You know I am not a bitter person. I have never been. I have said this to you on countless occasions before your decision, and your decision will not embitter me. I still hold you in high esteem. As I outlined in one of my episodes, I am still that pillar you can lean on. We might have lost the “deep connection” we had anticipated, but time is a great healer. My affection for you never changes. I try to understand the pressures of being a young blinkard lady alone in the woods. Anything is capable of happening. And everything is possible. I know you will soon make choices. The least expected of you was an opportunity to ask questions and get answers. Answers, whether favourable or not. I understand change is an inimical birthright. Yet, you made a choice and denied me this all-important space to ask questions.

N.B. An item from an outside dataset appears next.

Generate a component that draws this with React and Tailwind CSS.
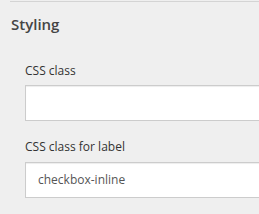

We both know nothing is constant in this life. The only constant in life is change and death. Change has never been unexpected, too. It has always been changed. I know that. And you know it too. I read from the blue app, one Gifty Asamoah consoling Bernard Avle of Citi TV on his beautiful wife’s demised “For when the gods created man, they let death be his share, and life withheld in their own hands.” I learn one more thing. If mankind doesn’t exercise the first constant of change in life, then the second constant makes sure it triggers that. I guess you recall my response upon reading the message from you “I have thought a whole day to find the right words and all that I could muster is Congratulations on your next life.”
As Charles Dickens reiterated in the closing pages of his famous David Copperfield that “no words can express the secret agony of my soul as I sunk into this companionship (with your message); you can compare these everyday associates with those happier childhood dreams…” You may not know or hear or see; now you know, heard, and seen. I can sleep now on a Saturday night, feeling fulfilled and relieved.